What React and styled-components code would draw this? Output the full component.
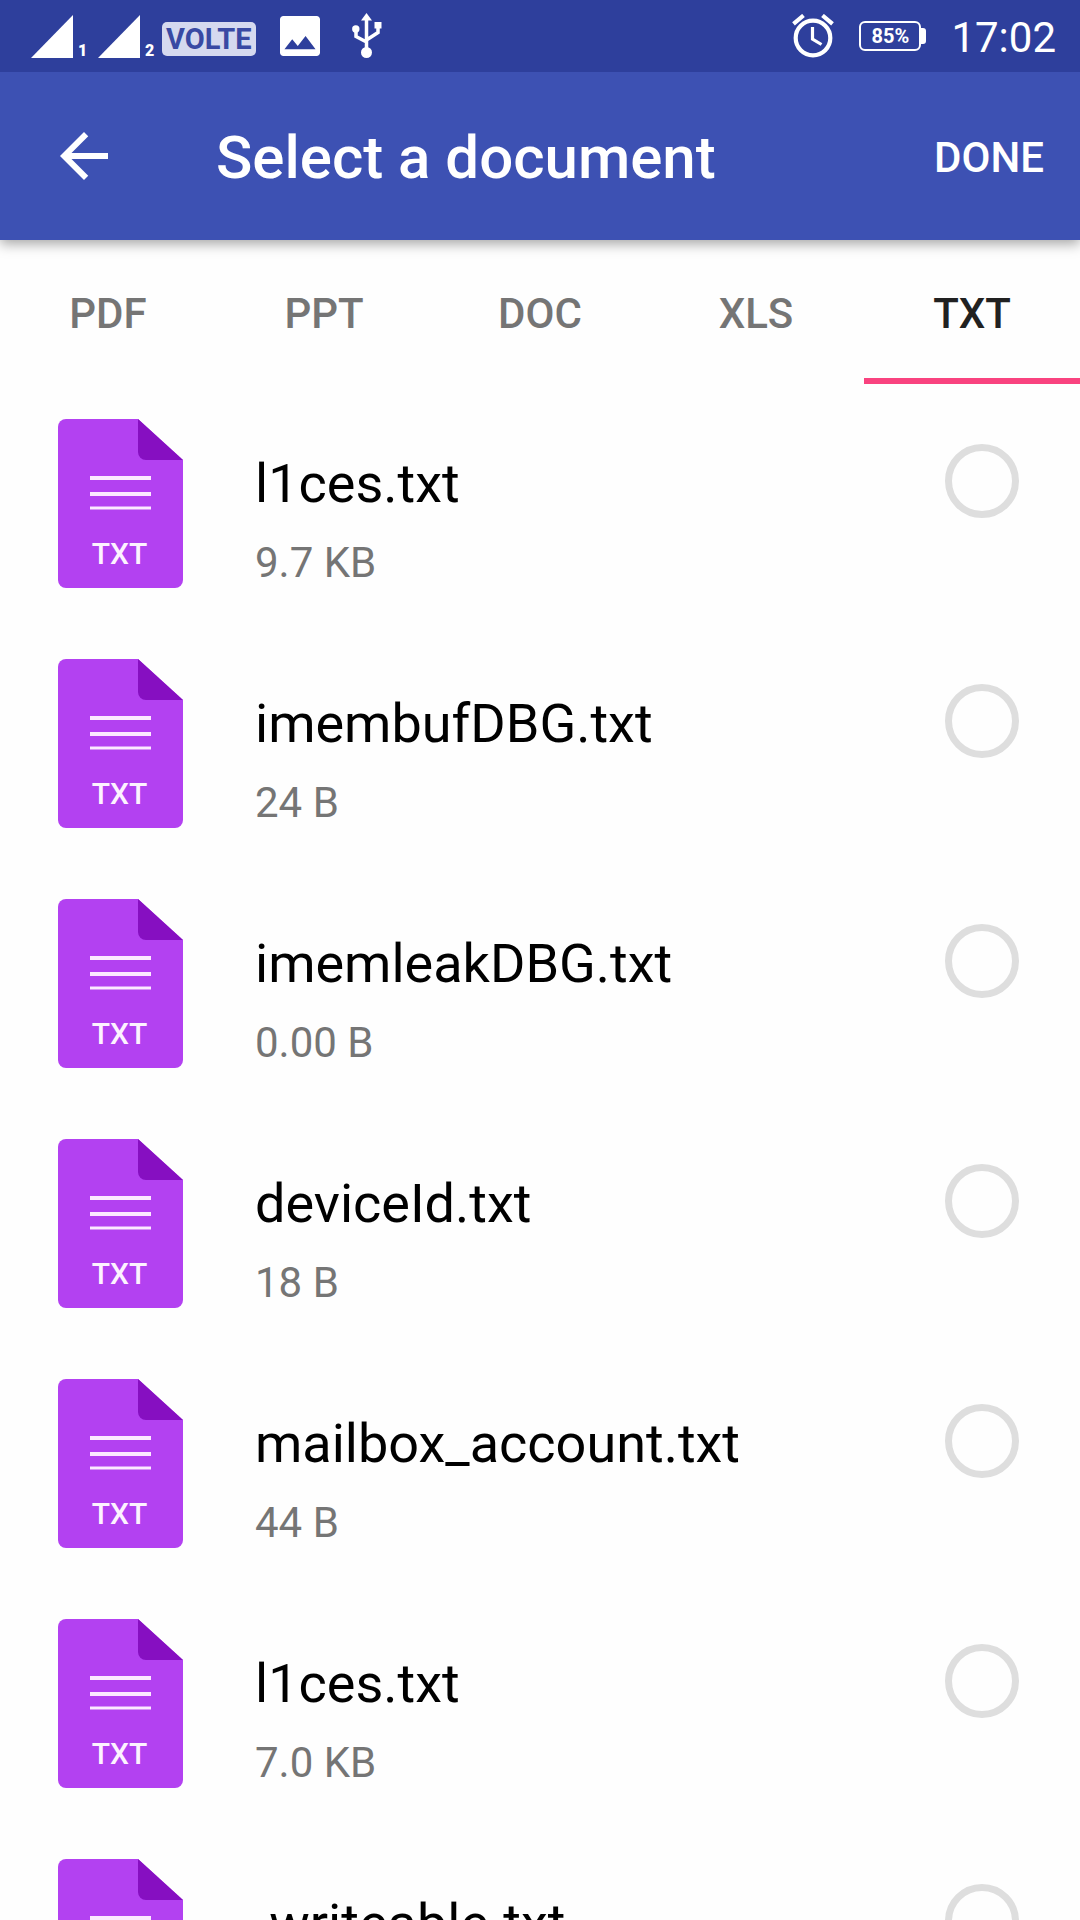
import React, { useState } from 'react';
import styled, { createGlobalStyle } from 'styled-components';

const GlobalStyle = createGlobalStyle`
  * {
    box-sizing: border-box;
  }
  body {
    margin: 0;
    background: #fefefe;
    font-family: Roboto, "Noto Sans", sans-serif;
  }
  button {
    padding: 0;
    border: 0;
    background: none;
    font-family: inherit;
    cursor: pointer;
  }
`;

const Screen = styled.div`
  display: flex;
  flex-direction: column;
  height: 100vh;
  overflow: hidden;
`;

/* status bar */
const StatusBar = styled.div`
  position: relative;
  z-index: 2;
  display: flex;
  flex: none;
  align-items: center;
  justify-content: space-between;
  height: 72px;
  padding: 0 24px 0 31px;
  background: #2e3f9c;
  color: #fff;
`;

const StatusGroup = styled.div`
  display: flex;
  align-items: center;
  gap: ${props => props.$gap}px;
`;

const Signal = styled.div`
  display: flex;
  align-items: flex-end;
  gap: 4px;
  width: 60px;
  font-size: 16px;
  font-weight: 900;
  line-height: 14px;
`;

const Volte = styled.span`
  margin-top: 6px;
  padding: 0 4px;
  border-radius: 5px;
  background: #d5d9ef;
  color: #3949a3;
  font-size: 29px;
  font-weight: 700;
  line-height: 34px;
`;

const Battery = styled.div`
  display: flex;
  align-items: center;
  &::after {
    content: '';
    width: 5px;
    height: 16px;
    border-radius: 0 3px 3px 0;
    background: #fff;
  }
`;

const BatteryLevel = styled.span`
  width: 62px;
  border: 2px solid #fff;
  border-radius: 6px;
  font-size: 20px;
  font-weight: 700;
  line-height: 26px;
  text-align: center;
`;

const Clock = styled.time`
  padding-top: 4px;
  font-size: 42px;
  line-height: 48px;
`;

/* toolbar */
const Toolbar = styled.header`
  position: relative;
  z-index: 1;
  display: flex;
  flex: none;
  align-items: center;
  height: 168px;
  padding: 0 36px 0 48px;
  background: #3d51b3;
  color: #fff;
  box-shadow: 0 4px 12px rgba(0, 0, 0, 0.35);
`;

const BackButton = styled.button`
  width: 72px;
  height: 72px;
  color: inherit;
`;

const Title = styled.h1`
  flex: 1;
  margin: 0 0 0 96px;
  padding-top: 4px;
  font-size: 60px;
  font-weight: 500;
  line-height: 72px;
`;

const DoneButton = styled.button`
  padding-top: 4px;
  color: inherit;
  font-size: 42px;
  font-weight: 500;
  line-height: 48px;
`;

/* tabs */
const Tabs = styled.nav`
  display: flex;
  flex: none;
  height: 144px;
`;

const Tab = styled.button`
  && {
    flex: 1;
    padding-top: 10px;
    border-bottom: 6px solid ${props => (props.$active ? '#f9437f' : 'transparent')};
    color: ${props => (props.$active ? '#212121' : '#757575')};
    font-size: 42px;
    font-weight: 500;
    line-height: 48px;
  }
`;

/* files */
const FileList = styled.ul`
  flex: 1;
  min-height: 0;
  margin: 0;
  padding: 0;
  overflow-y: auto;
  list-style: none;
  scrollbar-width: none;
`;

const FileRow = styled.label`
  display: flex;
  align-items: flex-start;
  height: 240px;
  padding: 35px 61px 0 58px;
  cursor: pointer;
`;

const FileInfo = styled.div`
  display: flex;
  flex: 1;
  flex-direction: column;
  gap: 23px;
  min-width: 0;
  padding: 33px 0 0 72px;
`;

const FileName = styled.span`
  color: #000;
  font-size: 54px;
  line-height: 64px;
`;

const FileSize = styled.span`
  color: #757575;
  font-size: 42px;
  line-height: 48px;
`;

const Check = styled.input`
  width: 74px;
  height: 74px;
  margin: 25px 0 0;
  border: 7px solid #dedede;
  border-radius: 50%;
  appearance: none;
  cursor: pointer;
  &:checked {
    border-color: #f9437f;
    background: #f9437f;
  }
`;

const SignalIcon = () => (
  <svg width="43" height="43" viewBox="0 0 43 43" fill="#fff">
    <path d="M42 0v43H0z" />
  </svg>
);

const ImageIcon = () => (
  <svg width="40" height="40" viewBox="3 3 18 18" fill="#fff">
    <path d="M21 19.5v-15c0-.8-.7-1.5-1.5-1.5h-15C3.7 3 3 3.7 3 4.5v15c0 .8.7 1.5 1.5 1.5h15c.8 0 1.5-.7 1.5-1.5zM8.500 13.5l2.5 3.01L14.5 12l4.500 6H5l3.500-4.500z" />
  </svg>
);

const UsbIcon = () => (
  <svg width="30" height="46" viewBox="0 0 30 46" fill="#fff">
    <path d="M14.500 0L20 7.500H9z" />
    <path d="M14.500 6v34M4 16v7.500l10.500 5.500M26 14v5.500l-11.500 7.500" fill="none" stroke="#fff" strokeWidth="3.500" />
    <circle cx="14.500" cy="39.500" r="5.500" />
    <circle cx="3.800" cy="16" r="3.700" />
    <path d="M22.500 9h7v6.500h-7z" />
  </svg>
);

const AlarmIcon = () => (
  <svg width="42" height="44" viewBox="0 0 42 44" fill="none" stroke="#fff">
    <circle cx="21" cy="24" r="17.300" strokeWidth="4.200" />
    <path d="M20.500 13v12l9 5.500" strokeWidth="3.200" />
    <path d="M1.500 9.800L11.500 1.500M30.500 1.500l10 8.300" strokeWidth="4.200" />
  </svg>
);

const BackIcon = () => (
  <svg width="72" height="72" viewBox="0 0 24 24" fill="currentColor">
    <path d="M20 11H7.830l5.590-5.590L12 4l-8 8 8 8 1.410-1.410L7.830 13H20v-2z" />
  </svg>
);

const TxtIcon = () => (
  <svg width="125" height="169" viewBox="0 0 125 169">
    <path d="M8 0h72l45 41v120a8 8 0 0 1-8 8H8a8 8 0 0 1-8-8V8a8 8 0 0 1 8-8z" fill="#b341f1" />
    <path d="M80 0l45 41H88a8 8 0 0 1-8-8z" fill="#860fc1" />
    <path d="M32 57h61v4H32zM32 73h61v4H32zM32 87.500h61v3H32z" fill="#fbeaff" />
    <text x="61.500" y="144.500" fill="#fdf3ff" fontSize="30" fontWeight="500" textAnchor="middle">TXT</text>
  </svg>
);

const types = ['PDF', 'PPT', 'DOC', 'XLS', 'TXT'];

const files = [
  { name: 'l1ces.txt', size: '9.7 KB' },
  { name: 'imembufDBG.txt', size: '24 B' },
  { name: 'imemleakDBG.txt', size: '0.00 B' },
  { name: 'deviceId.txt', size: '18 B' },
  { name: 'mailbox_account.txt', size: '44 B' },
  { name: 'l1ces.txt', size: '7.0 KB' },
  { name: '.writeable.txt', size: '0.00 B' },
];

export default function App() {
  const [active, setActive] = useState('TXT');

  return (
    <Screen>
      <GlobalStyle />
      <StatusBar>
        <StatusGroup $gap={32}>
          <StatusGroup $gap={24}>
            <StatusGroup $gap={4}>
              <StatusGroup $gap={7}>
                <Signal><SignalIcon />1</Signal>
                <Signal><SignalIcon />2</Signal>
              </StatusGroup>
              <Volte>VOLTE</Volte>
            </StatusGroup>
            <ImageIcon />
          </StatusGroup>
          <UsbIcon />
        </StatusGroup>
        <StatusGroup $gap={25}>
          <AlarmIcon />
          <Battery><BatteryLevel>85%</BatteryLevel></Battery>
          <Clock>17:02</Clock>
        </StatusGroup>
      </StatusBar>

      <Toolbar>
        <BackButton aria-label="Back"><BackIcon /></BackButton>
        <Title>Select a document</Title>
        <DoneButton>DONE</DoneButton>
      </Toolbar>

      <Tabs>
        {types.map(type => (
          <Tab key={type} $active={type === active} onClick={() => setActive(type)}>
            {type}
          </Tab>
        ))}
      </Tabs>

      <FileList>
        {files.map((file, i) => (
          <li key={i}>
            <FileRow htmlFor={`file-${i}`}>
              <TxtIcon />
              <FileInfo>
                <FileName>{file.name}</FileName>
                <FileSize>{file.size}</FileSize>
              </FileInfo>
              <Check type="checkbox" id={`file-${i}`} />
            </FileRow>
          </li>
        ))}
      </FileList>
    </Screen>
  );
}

+--

■ **EXERCISE**: Look through the data and show every line containing "React".

■ **THE REPLY**:
What React and styled-components code would draw this? Output the full component.
import React, { useState } from 'react';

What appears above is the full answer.